== THE TASK ==
Sift the listing for lines that hold the string "this" and pull them out.

Front-end source files
>> start
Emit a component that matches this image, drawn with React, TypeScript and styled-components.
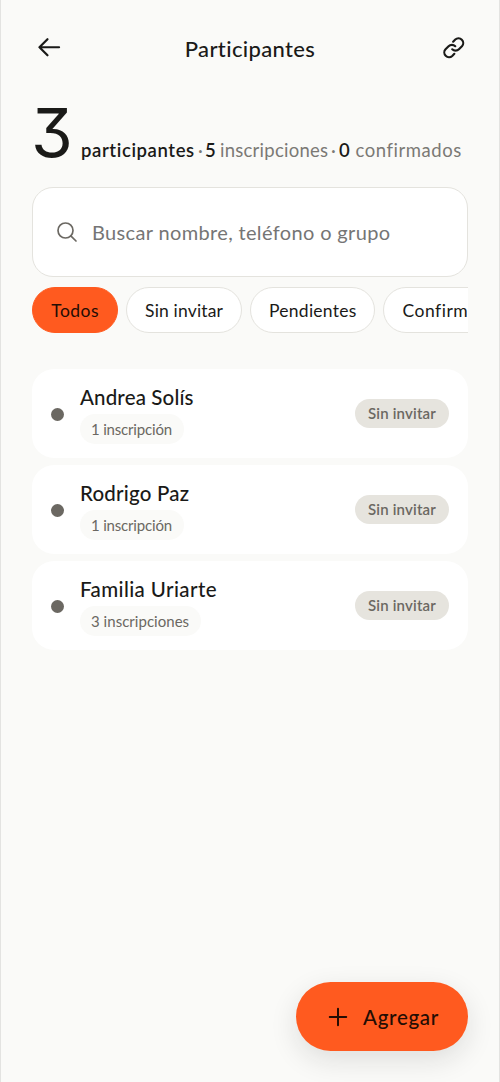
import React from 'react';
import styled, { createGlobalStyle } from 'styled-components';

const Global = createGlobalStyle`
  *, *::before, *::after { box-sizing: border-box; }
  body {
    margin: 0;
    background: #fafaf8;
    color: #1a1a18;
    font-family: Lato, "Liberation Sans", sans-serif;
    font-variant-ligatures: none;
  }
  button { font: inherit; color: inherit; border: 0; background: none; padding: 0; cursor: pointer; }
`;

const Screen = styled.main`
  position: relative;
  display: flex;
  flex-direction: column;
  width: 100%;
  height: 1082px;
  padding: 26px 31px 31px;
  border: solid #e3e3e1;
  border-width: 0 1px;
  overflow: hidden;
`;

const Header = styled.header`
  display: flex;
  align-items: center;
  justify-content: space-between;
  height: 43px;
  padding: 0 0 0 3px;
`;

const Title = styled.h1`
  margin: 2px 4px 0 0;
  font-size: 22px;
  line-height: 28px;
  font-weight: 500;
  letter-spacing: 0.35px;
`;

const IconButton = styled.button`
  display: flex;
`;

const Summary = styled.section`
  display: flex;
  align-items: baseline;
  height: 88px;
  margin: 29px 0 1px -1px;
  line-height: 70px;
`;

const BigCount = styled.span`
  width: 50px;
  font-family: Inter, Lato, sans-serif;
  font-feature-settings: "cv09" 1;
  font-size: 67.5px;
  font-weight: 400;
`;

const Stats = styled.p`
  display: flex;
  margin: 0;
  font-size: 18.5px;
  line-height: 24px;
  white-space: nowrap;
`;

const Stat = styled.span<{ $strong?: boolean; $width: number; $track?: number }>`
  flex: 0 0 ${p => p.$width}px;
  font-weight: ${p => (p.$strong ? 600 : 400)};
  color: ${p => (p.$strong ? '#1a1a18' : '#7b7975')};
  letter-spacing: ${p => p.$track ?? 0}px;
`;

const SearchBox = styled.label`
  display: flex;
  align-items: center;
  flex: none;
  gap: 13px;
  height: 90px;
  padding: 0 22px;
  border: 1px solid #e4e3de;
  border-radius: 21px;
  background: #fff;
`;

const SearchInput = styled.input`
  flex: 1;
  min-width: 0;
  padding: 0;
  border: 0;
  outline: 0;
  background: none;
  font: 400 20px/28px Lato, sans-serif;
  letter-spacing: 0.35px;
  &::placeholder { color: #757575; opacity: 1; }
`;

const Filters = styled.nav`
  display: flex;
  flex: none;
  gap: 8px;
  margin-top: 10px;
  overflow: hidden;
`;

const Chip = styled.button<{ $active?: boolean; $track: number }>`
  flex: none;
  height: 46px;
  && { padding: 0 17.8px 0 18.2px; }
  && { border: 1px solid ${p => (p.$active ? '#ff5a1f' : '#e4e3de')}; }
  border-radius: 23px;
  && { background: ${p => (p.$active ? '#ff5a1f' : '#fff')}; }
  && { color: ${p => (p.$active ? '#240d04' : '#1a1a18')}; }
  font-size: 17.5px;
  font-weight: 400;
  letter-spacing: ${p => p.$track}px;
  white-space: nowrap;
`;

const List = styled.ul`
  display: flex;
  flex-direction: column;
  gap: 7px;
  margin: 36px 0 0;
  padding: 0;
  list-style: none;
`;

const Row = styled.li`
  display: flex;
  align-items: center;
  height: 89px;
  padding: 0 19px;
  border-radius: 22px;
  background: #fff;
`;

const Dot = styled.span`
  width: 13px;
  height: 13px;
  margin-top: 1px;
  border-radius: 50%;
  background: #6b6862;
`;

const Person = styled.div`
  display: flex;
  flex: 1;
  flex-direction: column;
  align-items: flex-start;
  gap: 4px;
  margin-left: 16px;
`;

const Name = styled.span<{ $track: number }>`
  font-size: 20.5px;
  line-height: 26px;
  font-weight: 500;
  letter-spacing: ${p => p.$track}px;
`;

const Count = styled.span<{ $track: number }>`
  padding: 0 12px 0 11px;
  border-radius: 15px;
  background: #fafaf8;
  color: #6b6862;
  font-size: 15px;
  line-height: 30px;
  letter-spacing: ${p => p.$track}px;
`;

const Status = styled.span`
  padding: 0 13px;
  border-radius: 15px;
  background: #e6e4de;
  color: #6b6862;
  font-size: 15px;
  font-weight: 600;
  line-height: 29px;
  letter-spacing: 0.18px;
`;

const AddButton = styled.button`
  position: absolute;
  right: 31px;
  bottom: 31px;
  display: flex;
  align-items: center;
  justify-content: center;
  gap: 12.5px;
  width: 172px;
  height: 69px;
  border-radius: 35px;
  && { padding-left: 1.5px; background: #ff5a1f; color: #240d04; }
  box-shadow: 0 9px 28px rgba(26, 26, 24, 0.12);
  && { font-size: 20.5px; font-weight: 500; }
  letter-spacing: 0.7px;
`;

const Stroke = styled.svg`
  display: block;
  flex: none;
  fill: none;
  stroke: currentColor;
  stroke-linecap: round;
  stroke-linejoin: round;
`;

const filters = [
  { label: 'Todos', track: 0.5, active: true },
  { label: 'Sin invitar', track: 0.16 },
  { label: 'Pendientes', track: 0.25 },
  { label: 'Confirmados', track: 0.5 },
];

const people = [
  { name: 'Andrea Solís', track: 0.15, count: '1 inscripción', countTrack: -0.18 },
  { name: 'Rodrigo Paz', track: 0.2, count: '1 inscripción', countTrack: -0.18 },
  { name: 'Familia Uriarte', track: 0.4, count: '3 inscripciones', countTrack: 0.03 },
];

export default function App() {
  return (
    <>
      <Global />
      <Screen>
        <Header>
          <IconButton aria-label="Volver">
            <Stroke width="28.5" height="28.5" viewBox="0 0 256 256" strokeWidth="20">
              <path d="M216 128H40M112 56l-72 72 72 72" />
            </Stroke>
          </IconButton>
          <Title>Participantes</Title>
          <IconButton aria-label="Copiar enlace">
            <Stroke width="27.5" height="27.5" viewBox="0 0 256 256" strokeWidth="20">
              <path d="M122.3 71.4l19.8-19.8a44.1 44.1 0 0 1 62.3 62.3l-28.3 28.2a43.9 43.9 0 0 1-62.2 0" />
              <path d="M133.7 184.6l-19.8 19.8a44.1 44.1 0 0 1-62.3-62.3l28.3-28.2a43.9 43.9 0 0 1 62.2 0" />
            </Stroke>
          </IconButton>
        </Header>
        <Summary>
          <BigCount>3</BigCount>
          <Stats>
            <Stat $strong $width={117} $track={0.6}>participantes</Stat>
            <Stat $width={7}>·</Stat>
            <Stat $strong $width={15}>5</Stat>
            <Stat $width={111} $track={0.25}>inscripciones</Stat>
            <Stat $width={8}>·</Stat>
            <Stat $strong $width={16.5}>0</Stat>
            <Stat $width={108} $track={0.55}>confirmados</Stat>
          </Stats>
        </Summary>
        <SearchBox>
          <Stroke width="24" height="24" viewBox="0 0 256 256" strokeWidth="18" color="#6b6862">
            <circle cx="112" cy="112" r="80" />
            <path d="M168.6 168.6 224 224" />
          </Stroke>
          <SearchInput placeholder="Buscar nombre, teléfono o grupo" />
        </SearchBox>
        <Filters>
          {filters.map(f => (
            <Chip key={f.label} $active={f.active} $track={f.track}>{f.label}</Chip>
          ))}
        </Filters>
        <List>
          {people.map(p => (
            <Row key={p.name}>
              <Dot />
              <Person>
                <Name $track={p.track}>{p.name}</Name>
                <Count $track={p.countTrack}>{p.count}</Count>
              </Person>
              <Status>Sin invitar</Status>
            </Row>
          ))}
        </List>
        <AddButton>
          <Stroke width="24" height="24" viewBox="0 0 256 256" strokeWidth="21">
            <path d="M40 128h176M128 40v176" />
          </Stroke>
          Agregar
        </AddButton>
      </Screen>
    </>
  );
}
>> end
>> start
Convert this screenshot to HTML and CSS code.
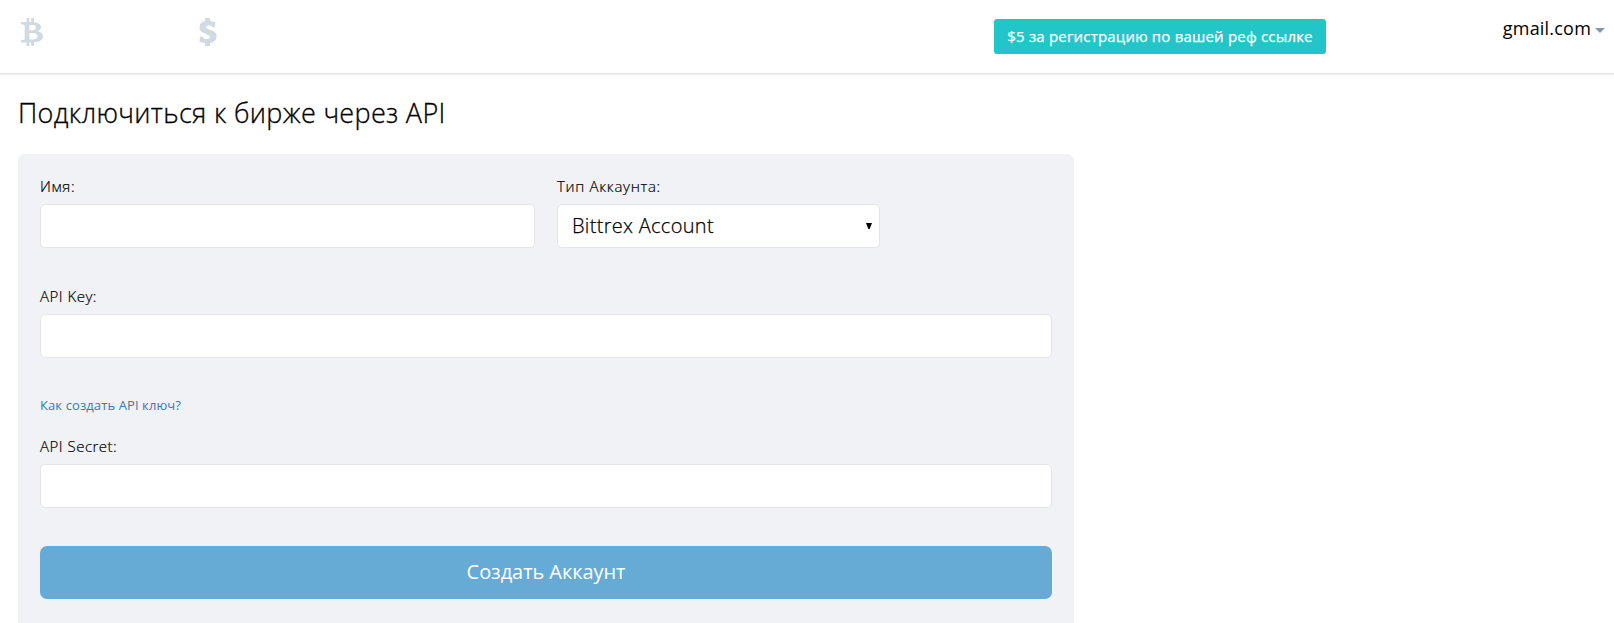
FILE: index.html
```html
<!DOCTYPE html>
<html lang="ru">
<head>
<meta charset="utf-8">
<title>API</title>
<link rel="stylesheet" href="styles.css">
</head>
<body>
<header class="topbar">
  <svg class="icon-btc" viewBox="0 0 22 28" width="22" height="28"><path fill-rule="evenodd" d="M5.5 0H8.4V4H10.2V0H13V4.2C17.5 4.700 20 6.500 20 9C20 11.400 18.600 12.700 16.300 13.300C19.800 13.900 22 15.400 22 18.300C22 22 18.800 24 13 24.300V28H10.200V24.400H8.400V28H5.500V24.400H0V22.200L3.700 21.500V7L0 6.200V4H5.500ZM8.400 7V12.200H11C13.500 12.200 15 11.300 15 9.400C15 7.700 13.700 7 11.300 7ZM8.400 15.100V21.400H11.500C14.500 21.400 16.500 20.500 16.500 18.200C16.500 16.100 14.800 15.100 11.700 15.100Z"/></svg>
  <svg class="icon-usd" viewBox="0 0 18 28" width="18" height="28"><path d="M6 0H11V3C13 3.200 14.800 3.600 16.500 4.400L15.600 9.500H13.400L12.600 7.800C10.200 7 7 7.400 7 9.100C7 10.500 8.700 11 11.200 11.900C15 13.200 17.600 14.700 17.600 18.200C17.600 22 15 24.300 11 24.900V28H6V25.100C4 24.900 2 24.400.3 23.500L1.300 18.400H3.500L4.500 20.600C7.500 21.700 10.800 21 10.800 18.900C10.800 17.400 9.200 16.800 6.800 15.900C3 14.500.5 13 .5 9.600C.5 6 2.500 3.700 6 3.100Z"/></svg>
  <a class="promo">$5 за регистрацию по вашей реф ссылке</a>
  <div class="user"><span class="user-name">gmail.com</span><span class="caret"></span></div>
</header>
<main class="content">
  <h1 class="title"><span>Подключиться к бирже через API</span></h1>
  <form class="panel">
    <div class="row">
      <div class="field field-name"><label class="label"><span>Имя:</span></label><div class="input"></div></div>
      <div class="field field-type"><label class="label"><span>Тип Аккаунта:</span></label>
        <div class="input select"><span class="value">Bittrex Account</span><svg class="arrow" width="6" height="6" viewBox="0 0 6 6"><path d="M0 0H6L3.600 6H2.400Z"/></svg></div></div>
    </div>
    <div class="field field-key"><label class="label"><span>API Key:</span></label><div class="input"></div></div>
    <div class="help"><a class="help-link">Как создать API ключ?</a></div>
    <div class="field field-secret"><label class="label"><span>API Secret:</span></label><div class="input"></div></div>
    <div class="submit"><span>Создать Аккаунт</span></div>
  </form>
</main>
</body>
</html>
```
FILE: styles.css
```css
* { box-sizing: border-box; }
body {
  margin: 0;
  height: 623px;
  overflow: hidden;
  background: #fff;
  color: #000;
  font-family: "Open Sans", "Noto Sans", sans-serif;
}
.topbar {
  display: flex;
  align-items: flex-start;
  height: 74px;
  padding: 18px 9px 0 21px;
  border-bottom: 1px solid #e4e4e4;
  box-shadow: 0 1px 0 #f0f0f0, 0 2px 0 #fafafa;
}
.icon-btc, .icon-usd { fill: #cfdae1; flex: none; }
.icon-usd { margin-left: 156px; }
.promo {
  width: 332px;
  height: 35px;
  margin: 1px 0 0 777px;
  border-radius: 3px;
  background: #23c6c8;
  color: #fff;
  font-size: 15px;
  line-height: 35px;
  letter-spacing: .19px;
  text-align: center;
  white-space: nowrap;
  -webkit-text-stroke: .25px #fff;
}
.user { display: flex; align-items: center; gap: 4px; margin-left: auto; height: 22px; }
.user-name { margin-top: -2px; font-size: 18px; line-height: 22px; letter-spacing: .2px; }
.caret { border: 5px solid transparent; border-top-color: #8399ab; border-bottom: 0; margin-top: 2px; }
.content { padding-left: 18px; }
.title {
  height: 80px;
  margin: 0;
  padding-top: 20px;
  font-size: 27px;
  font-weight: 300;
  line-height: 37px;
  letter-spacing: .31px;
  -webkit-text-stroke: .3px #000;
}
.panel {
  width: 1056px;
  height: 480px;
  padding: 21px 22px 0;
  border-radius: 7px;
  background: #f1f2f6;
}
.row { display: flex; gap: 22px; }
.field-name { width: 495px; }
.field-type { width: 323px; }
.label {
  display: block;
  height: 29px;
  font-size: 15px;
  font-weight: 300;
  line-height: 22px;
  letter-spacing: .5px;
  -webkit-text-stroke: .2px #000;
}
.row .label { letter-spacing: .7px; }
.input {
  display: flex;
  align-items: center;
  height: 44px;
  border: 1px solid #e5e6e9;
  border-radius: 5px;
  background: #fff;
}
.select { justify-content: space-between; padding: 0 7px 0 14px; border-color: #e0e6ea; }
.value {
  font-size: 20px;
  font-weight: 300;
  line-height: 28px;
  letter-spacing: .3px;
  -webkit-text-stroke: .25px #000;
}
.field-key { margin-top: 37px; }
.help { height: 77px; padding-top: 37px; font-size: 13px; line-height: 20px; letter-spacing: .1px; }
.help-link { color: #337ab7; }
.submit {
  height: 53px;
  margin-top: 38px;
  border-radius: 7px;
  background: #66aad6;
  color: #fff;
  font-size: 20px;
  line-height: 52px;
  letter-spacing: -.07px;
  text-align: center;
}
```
>> end
== SOLVED PROBLEM ==
Emit a component that matches this image, drawn with React, TypeScript and styled-components.
Convert this screenshot to HTML and CSS code.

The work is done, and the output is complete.